In The People Against O'Hara, director John Sturges seemed to want to cover some of the same territory that he had successfully traversed in Mystery Street the year before, using New York City rather than Boston as its setting (and some very effective location shooting). It has a bigger budget and a better cast, led by Spencer Tracy and John Hodiak, and James Arness is very good as a not-too-bright lug who gets himself into deep water. But it isn't quite as good a movie, mostly owing to the baggage that it carries in the script, including way too much backstory, which Sturges manages to convey rather clunkily. The first half, in which we are introduced to these characters, is rather heavy-handed, and Tracy doesn't seem entirely comfortable with the role in those scenes, although many other sequences are fine. The scene in which the police confront and pursue Johnny O'Hara through the streets of Lower Manhattan is practically the rehearsal for the pursuit of Richard Attenborough's character through the German streets in The Great Escape a dozen years later, but gems like that aren't enough to move the first half along fast enough. It's only when we get past the preliminary dramatics, in the middle and the second half, that the movie comes properly to life. The other "problem" with this movie, at least for viewers at the time, is the jaundiced view it presents of humanity; there aren't really any "heroes" in The People Against O'Hara, and no one to attach to emotionally until Tracy's character tries to achieve redemption. The prosecutor, played extremely well by John Hodiak, is a callously ambitious figure until his conscience is pricked by Tracy's debasement of his professional standing; and even Arness' O'Hara, for all of his good intentions, comes off as too stupid for words during most of the movie. This may all serve to make the movie realistic on that level, but it was also a difficult sell at the time, and the problems with the early segments make it all less than satisfying today.
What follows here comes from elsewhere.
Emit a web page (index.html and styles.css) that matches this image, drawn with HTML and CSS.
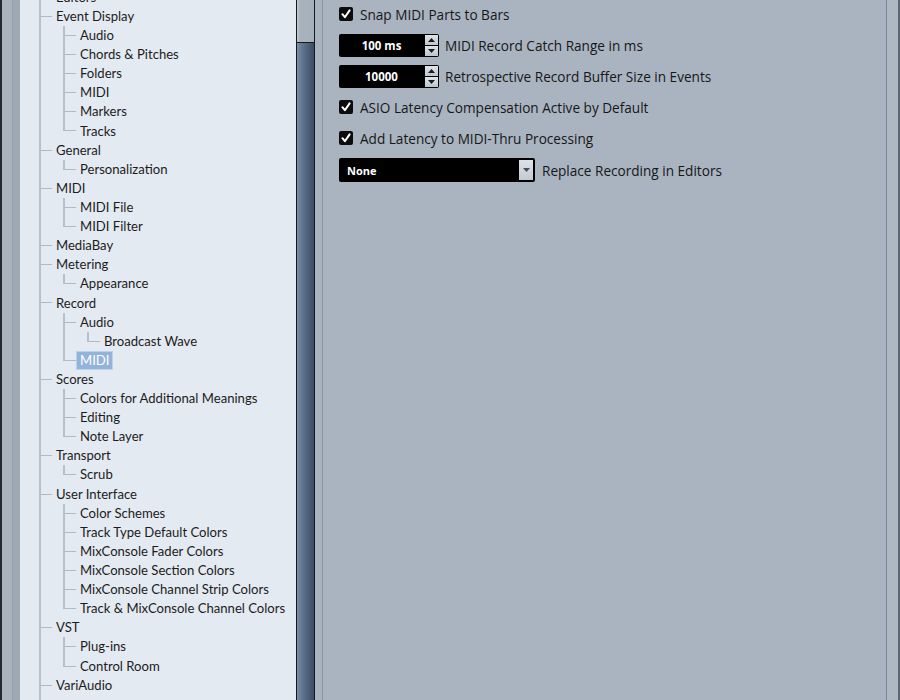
FILE: index.html
```html
<!DOCTYPE html>
<html lang="en">
<head>
<meta charset="utf-8">
<title>Preferences – Record – MIDI</title>
<link rel="stylesheet" href="styles.css">
</head>
<body>
  <div class="edge-dark"></div>
  <div class="rail-a"></div>
  <div class="rail-b"></div>

  <nav class="tree">
    <div class="tree-list">
      <div class="row"><i class="c tee"></i><span class="lbl">Editors</span></div>
      <div class="row"><i class="c tee"></i><span class="lbl">Event Display</span></div>
      <div class="row"><i class="c pipe"></i><i class="c tee"></i><span class="lbl">Audio</span></div>
      <div class="row"><i class="c pipe"></i><i class="c tee"></i><span class="lbl">Chords &amp; Pitches</span></div>
      <div class="row"><i class="c pipe"></i><i class="c tee"></i><span class="lbl">Folders</span></div>
      <div class="row"><i class="c pipe"></i><i class="c tee"></i><span class="lbl">MIDI</span></div>
      <div class="row"><i class="c pipe"></i><i class="c tee"></i><span class="lbl">Markers</span></div>
      <div class="row"><i class="c pipe"></i><i class="c elbow"></i><span class="lbl">Tracks</span></div>
      <div class="row"><i class="c tee"></i><span class="lbl">General</span></div>
      <div class="row"><i class="c pipe"></i><i class="c elbow"></i><span class="lbl">Personalization</span></div>
      <div class="row"><i class="c tee"></i><span class="lbl">MIDI</span></div>
      <div class="row"><i class="c pipe"></i><i class="c tee"></i><span class="lbl">MIDI File</span></div>
      <div class="row"><i class="c pipe"></i><i class="c elbow"></i><span class="lbl">MIDI Filter</span></div>
      <div class="row"><i class="c tee"></i><span class="lbl">MediaBay</span></div>
      <div class="row"><i class="c tee"></i><span class="lbl">Metering</span></div>
      <div class="row"><i class="c pipe"></i><i class="c elbow"></i><span class="lbl">Appearance</span></div>
      <div class="row"><i class="c tee"></i><span class="lbl">Record</span></div>
      <div class="row"><i class="c pipe"></i><i class="c tee"></i><span class="lbl">Audio</span></div>
      <div class="row"><i class="c pipe"></i><i class="c pipe"></i><i class="c elbow"></i><span class="lbl">Broadcast Wave</span></div>
      <div class="row"><i class="c pipe"></i><i class="c elbow"></i><span class="lbl selected">MIDI</span></div>
      <div class="row"><i class="c tee"></i><span class="lbl">Scores</span></div>
      <div class="row"><i class="c pipe"></i><i class="c tee"></i><span class="lbl">Colors for Additional Meanings</span></div>
      <div class="row"><i class="c pipe"></i><i class="c tee"></i><span class="lbl">Editing</span></div>
      <div class="row"><i class="c pipe"></i><i class="c elbow"></i><span class="lbl">Note Layer</span></div>
      <div class="row"><i class="c tee"></i><span class="lbl">Transport</span></div>
      <div class="row"><i class="c pipe"></i><i class="c elbow"></i><span class="lbl">Scrub</span></div>
      <div class="row"><i class="c tee"></i><span class="lbl">User Interface</span></div>
      <div class="row"><i class="c pipe"></i><i class="c tee"></i><span class="lbl">Color Schemes</span></div>
      <div class="row"><i class="c pipe"></i><i class="c tee"></i><span class="lbl">Track Type Default Colors</span></div>
      <div class="row"><i class="c pipe"></i><i class="c tee"></i><span class="lbl">MixConsole Fader Colors</span></div>
      <div class="row"><i class="c pipe"></i><i class="c tee"></i><span class="lbl">MixConsole Section Colors</span></div>
      <div class="row"><i class="c pipe"></i><i class="c tee"></i><span class="lbl">MixConsole Channel Strip Colors</span></div>
      <div class="row"><i class="c pipe"></i><i class="c elbow"></i><span class="lbl">Track &amp; MixConsole Channel Colors</span></div>
      <div class="row"><i class="c tee"></i><span class="lbl">VST</span></div>
      <div class="row"><i class="c pipe"></i><i class="c tee"></i><span class="lbl">Plug-ins</span></div>
      <div class="row"><i class="c pipe"></i><i class="c elbow"></i><span class="lbl">Control Room</span></div>
      <div class="row"><i class="c tee"></i><span class="lbl">VariAudio</span></div>
      <div class="row"><i class="c pipe"></i></div>
    </div>
  </nav>

  <div class="vscroll">
    <div class="track"></div>
    <div class="thumb"></div>
  </div>
  <div class="sep"></div>

  <main class="main">
    <div class="opt r1">
      <span class="check"><svg width="14" height="14" viewBox="0 0 14 14"><polyline points="3.4,7.2 5.9,10.2 10.6,3.4" fill="none" stroke="#fff" stroke-width="2" stroke-linecap="round" stroke-linejoin="round"/></svg></span>
      <span class="txt">Snap MIDI Parts to Bars</span>
    </div>

    <div class="opt r2">
      <div class="spin">
        <span class="spin-val">100 ms</span>
        <span class="spin-btns">
          <span class="sb"><svg width="7" height="4" viewBox="0 0 7 4"><polygon points="0,4 3.5,0 7,4" fill="#1b1b1b"/></svg></span>
          <span class="sb"><svg width="7" height="4" viewBox="0 0 7 4"><polygon points="0,0 7,0 3.5,4" fill="#1b1b1b"/></svg></span>
        </span>
      </div>
      <span class="txt">MIDI Record Catch Range in ms</span>
    </div>

    <div class="opt r3">
      <div class="spin">
        <span class="spin-val">10000</span>
        <span class="spin-btns">
          <span class="sb"><svg width="7" height="4" viewBox="0 0 7 4"><polygon points="0,4 3.5,0 7,4" fill="#1b1b1b"/></svg></span>
          <span class="sb"><svg width="7" height="4" viewBox="0 0 7 4"><polygon points="0,0 7,0 3.5,4" fill="#1b1b1b"/></svg></span>
        </span>
      </div>
      <span class="txt">Retrospective Record Buffer Size in Events</span>
    </div>

    <div class="opt r4">
      <span class="check"><svg width="14" height="14" viewBox="0 0 14 14"><polyline points="3.4,7.2 5.9,10.2 10.6,3.4" fill="none" stroke="#fff" stroke-width="2" stroke-linecap="round" stroke-linejoin="round"/></svg></span>
      <span class="txt">ASIO Latency Compensation Active by Default</span>
    </div>

    <div class="opt r5">
      <span class="check"><svg width="14" height="14" viewBox="0 0 14 14"><polyline points="3.4,7.2 5.9,10.2 10.6,3.4" fill="none" stroke="#fff" stroke-width="2" stroke-linecap="round" stroke-linejoin="round"/></svg></span>
      <span class="txt">Add Latency to MIDI-Thru Processing</span>
    </div>

    <div class="opt r6">
      <div class="combo">
        <span class="combo-val">None</span>
        <span class="combo-btn"><svg width="7" height="4" viewBox="0 0 7 4"><polygon points="0,0 7,0 3.5,4" fill="#4a4f55"/></svg></span>
      </div>
      <span class="txt">Replace Recording in Editors</span>
    </div>
  </main>

  <div class="frame-r"></div>
</body>
</html>
```

FILE: styles.css
```css
html, body {
  margin: 0;
  padding: 0;
}

body {
  width: 900px;
  height: 700px;
  overflow: hidden;
  display: flex;
  background: #a9b4c0;
  font-family: Lato, "Open Sans", sans-serif;
  font-size: 13.1px;
  color: #161616;
}

/* window frame on the left */
.edge-dark {
  width: 2px;
  background: #23292f;
}

.rail-a {
  width: 10px;
  background: #a9b3bd;
}

.rail-b {
  width: 8px;
  box-sizing: border-box;
  background: #9ea9b4;
  border-left: 1px solid #96a1ac;
}

/* preference category tree */
.tree {
  width: 276px;
  flex: none;
  box-sizing: border-box;
  padding-left: 8px;
  background: #e4eaf1;
  overflow: hidden;
}

.tree-list {
  margin-top: -12.3px;
}

.row {
  display: flex;
  height: 19.12px;
  color: #1c1c1c;
  white-space: nowrap;
}

.c {
  width: 24px;
  flex: none;
}

.pipe {
  background: linear-gradient(#b7c0ca, #b7c0ca) 11px 0 / 2px 100% no-repeat;
}

.tee {
  background:
    linear-gradient(#b7c0ca, #b7c0ca) 11px 0 / 2px 100% no-repeat,
    linear-gradient(#b1bac4, #b1bac4) 13px 9px / 11px 1px no-repeat;
}

.elbow {
  background:
    linear-gradient(#b7c0ca, #b7c0ca) 11px 0 / 2px 10px no-repeat,
    linear-gradient(#b1bac4, #b1bac4) 13px 9px / 11px 1px no-repeat;
}

.lbl {
  align-self: center;
  height: 17px;
  line-height: 17px;
  padding: 0 3px;
  border: 1px solid transparent;
}

.lbl.selected {
  background: #94b3db;
  border-color: #bcd1ea;
  color: #ffffff;
}

/* tree scrollbar */
.vscroll {
  width: 19px;
  flex: none;
  box-sizing: border-box;
  border-left: 1px solid #15191d;
  border-right: 1px solid #15191d;
  display: flex;
  flex-direction: column;
}

.track {
  height: 42px;
  background: linear-gradient(90deg, #c0c8d0, #a8b2bc 3px, #a6b0ba);
}

.thumb {
  flex: 1;
  border-top: 1px solid #15191d;
  background: linear-gradient(90deg, #7a8ea6, #5d728c 35%, #415269 90%, #3b4b61);
}

.sep {
  width: 8px;
  flex: none;
  box-sizing: border-box;
  background: #a9b3be;
  border-right: 1px solid #8995a1;
}

/* settings page */
.main {
  flex: 1;
  padding: 4px 0 0 16px;
  font-family: "Open Sans", sans-serif;
  font-size: 13.6px;
}

.opt {
  display: flex;
  align-items: center;
  gap: 7px;
}

.r1 { height: 20px; }
.r2 { height: 23px; margin-top: 10px; gap: 6px; }
.r3 { height: 23px; margin-top: 8px; gap: 6px; }
.r4 { height: 20px; margin-top: 9px; }
.r5 { height: 20px; margin-top: 11px; }
.r6 { height: 24px; margin-top: 10px; }

.txt {
  white-space: nowrap;
  color: #171717;
}

.check {
  width: 14px;
  height: 14px;
  flex: none;
  background: #0c0c0c;
  border-radius: 2px;
  display: flex;
}

.spin {
  display: flex;
  height: 23px;
}

.spin-val {
  width: 85px;
  background: #000;
  border-radius: 2px 0 0 2px;
  color: #fff;
  font-weight: 700;
  font-size: 11.5px;
  display: flex;
  align-items: center;
  justify-content: center;
}

.spin-btns {
  width: 15px;
  box-sizing: border-box;
  background: #000;
  padding: 1px;
  border-radius: 0 2px 2px 0;
  display: flex;
  flex-direction: column;
  gap: 1px;
}

.sb {
  flex: 1;
  background: linear-gradient(#dfe4e9, #bdc5cd);
  display: flex;
  align-items: center;
  justify-content: center;
}

.combo {
  width: 196px;
  height: 24px;
  box-sizing: border-box;
  background: #000;
  border-radius: 2px;
  display: flex;
  align-items: center;
  padding: 2px;
}

.combo-val {
  flex: 1;
  padding-left: 6px;
  color: #fff;
  font-weight: 700;
  font-size: 11px;
}

.combo-btn {
  width: 14px;
  align-self: stretch;
  background: linear-gradient(#dde2e7, #c3cad2);
  display: flex;
  align-items: center;
  justify-content: center;
}

/* window frame on the right */
.frame-r {
  width: 14px;
  flex: none;
  box-sizing: border-box;
  border-left: 1px solid #7b8692;
  border-right: 2px solid #5c6672;
  background: #aeb8c3;
}
```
On the other hand, there are some brilliant scenes in the movie. William Campbell's portrayal of Frank Korvac is one of the highlights of his career (and Campbell played many a criminal in his time, including some famous ones), and his scenes with Hodiak and Tracy, in and out of the courtroom, are phenomenal. That also goes for Tracy's scenes with Pat O'Brien, playing the chief investigator on the case. In addition, the use of actual New York City locales, everywhere from the court buildings on Centre Street to the streets underneath Manhattan's highways, gives the movie a bracing immediacy that almost overcomes some of the clunkier dramatic scenes in the first half. And there are some entertaining character and bit portrayals, including Julius Tannen and a soon-to-be-blacklisted Ned Glass, in some very important scenes. The movie was also extremely important in Sturges' career, for demonstrating that he could work well with the increasingly irascible Tracy, which enabled him to get the legendary actor, and get a great performance out of him, in Bad Day at Black Rock, which made Sturges' critical and commercial reputation.